Your task is to repeat all of the data exactly while excluding the pictures.
————————
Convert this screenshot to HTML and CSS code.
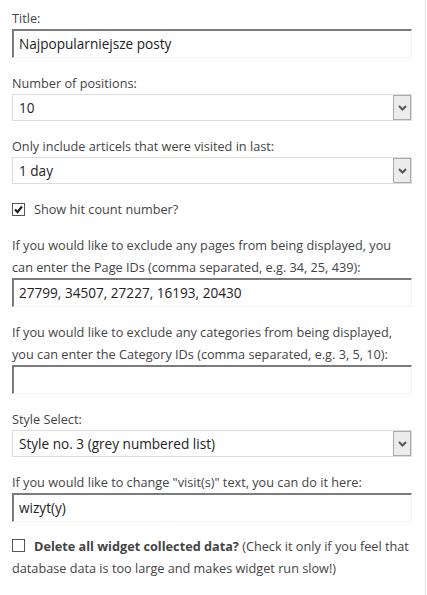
FILE: index.html
```html
<!DOCTYPE html>
<html>
<head>
<meta charset="utf-8">
<link rel="stylesheet" href="styles.css">
</head>
<body>
<div class="widget">
  <div class="field">
    <label class="lbl">Title:</label>
    <div class="txt">Najpopularniejsze posty</div>
  </div>
  <div class="field">
    <label class="lbl">Number of positions:</label>
    <div class="sel"><span class="val">10</span><span class="arrow"><svg width="9" height="6" viewBox="0 0 9 6"><path d="M1 1 L4.5 4.5 L8 1" fill="none" stroke="#555" stroke-width="2"/></svg></span></div>
  </div>
  <div class="field">
    <label class="lbl">Only include articels that were visited in last:</label>
    <div class="sel"><span class="val">1 day</span><span class="arrow"><svg width="9" height="6" viewBox="0 0 9 6"><path d="M1 1 L4.5 4.5 L8 1" fill="none" stroke="#555" stroke-width="2"/></svg></span></div>
  </div>
  <div class="check-row">
    <span class="box"><svg width="11" height="11" viewBox="0 0 11 11"><path d="M2 5.5 L4.5 8 L9 2.5" fill="none" stroke="#222" stroke-width="2.2"/></svg></span>
    <span>Show hit count number?</span>
  </div>
  <div class="field">
    <label class="lbl">If you would like to exclude any pages from being displayed, you can enter the Page IDs (comma separated, e.g. 34, 25, 439):</label>
    <div class="txt">27799, 34507, 27227, 16193, 20430</div>
  </div>
  <div class="field">
    <label class="lbl">If you would like to exclude any categories from being displayed, you can enter the Category IDs (comma separated, e.g. 3, 5, 10):</label>
    <div class="txt"></div>
  </div>
  <div class="field">
    <label class="lbl">Style Select:</label>
    <div class="sel"><span class="val">Style no. 3 (grey numbered list)</span><span class="arrow"><svg width="9" height="6" viewBox="0 0 9 6"><path d="M1 1 L4.5 4.5 L8 1" fill="none" stroke="#555" stroke-width="2"/></svg></span></div>
  </div>
  <div class="field tight">
    <label class="lbl">If you would like to change "visit(s)" text, you can do it here:</label>
    <div class="txt">wizyt(y)</div>
  </div>
  <div class="check-row delete">
    <p><span class="box"></span><b>Delete all widget collected data?</b> (Check it only if you feel that database data is too large and makes widget run slow!)</p>
  </div>
</div>
</body>
</html>
```

FILE: styles.css
```css
html, body {
  margin: 0;
  padding: 0;
  background: #fff;
}
.widget {
  width: 401px;
  height: 595px;
  padding: 7px 12px 0 12px;
  border-right: 1px solid #e3e3e3;
  font-family: "Open Sans", sans-serif;
  font-size: 12.7px;
  line-height: 22px;
  color: #444;
  box-sizing: content-box;
}
.field {
  margin-bottom: 14px;
}
.field.tight {
  margin-bottom: 13px;
}
.lbl {
  display: block;
}
.txt {
  box-sizing: border-box;
  height: 29px;
  width: 400px;
  border-style: solid;
  border-width: 2px 1px 1px 2px;
  border-color: #7b7b7b #f3f3f3 #f3f3f3 #7b7b7b;
  padding: 0 0 0 5px;
  font-size: 13.6px;
  line-height: 25px;
  color: #222;
}
.sel {
  box-sizing: border-box;
  height: 27px;
  width: 400px;
  border: 1px solid #dcdcdc;
  display: flex;
  align-items: stretch;
  font-size: 13.6px;
  color: #222;
}
.sel .val {
  flex: 1;
  padding-left: 6px;
  line-height: 25px;
}
.sel .arrow {
  width: 16px;
  border: 1px solid #a9a9a9;
  background: #ececec;
  display: flex;
  align-items: center;
  justify-content: center;
}
.check-row {
  display: flex;
  align-items: center;
  gap: 9px;
  margin: 0 0 14px 0;
}
.box {
  box-sizing: border-box;
  width: 13px;
  height: 13px;
  border: 1px solid #555;
  display: inline-flex;
  align-items: center;
  justify-content: center;
  background: #fff;
}
.delete p {
  margin: 0;
}
.delete .box {
  vertical-align: -1px;
  margin-right: 9px;
}
.delete b {
  font-weight: 700;
}
```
————————
## SOLUTION TO THIS PROBLEM
Convert this screenshot to HTML and CSS code.
FILE: index.html
```html
<!DOCTYPE html>
<html>
<head>
<meta charset="utf-8">
<link rel="stylesheet" href="styles.css">
</head>
<body>
<div class="widget">
  <div class="field">
    <label class="lbl">Title:</label>
    <div class="txt">Najpopularniejsze posty</div>
  </div>
  <div class="field">
    <label class="lbl">Number of positions:</label>
    <div class="sel"><span class="val">10</span><span class="arrow"><svg width="9" height="6" viewBox="0 0 9 6"><path d="M1 1 L4.5 4.5 L8 1" fill="none" stroke="#555" stroke-width="2"/></svg></span></div>
  </div>
  <div class="field">
    <label class="lbl">Only include articels that were visited in last:</label>
    <div class="sel"><span class="val">1 day</span><span class="arrow"><svg width="9" height="6" viewBox="0 0 9 6"><path d="M1 1 L4.5 4.5 L8 1" fill="none" stroke="#555" stroke-width="2"/></svg></span></div>
  </div>
  <div class="check-row">
    <span class="box"><svg width="11" height="11" viewBox="0 0 11 11"><path d="M2 5.5 L4.5 8 L9 2.5" fill="none" stroke="#222" stroke-width="2.2"/></svg></span>
    <span>Show hit count number?</span>
  </div>
  <div class="field">
    <label class="lbl">If you would like to exclude any pages from being displayed, you can enter the Page IDs (comma separated, e.g. 34, 25, 439):</label>
    <div class="txt">27799, 34507, 27227, 16193, 20430</div>
  </div>
  <div class="field">
    <label class="lbl">If you would like to exclude any categories from being displayed, you can enter the Category IDs (comma separated, e.g. 3, 5, 10):</label>
    <div class="txt"></div>
  </div>
  <div class="field">
    <label class="lbl">Style Select:</label>
    <div class="sel"><span class="val">Style no. 3 (grey numbered list)</span><span class="arrow"><svg width="9" height="6" viewBox="0 0 9 6"><path d="M1 1 L4.5 4.5 L8 1" fill="none" stroke="#555" stroke-width="2"/></svg></span></div>
  </div>
  <div class="field tight">
    <label class="lbl">If you would like to change "visit(s)" text, you can do it here:</label>
    <div class="txt">wizyt(y)</div>
  </div>
  <div class="check-row delete">
    <p><span class="box"></span><b>Delete all widget collected data?</b> (Check it only if you feel that database data is too large and makes widget run slow!)</p>
  </div>
</div>
</body>
</html>
```

FILE: styles.css
```css
html, body {
  margin: 0;
  padding: 0;
  background: #fff;
}
.widget {
  width: 401px;
  height: 595px;
  padding: 7px 12px 0 12px;
  border-right: 1px solid #e3e3e3;
  font-family: "Open Sans", sans-serif;
  font-size: 12.7px;
  line-height: 22px;
  color: #444;
  box-sizing: content-box;
}
.field {
  margin-bottom: 14px;
}
.field.tight {
  margin-bottom: 13px;
}
.lbl {
  display: block;
}
.txt {
  box-sizing: border-box;
  height: 29px;
  width: 400px;
  border-style: solid;
  border-width: 2px 1px 1px 2px;
  border-color: #7b7b7b #f3f3f3 #f3f3f3 #7b7b7b;
  padding: 0 0 0 5px;
  font-size: 13.6px;
  line-height: 25px;
  color: #222;
}
.sel {
  box-sizing: border-box;
  height: 27px;
  width: 400px;
  border: 1px solid #dcdcdc;
  display: flex;
  align-items: stretch;
  font-size: 13.6px;
  color: #222;
}
.sel .val {
  flex: 1;
  padding-left: 6px;
  line-height: 25px;
}
.sel .arrow {
  width: 16px;
  border: 1px solid #a9a9a9;
  background: #ececec;
  display: flex;
  align-items: center;
  justify-content: center;
}
.check-row {
  display: flex;
  align-items: center;
  gap: 9px;
  margin: 0 0 14px 0;
}
.box {
  box-sizing: border-box;
  width: 13px;
  height: 13px;
  border: 1px solid #555;
  display: inline-flex;
  align-items: center;
  justify-content: center;
  background: #fff;
}
.delete p {
  margin: 0;
}
.delete .box {
  vertical-align: -1px;
  margin-right: 9px;
}
.delete b {
  font-weight: 700;
}
```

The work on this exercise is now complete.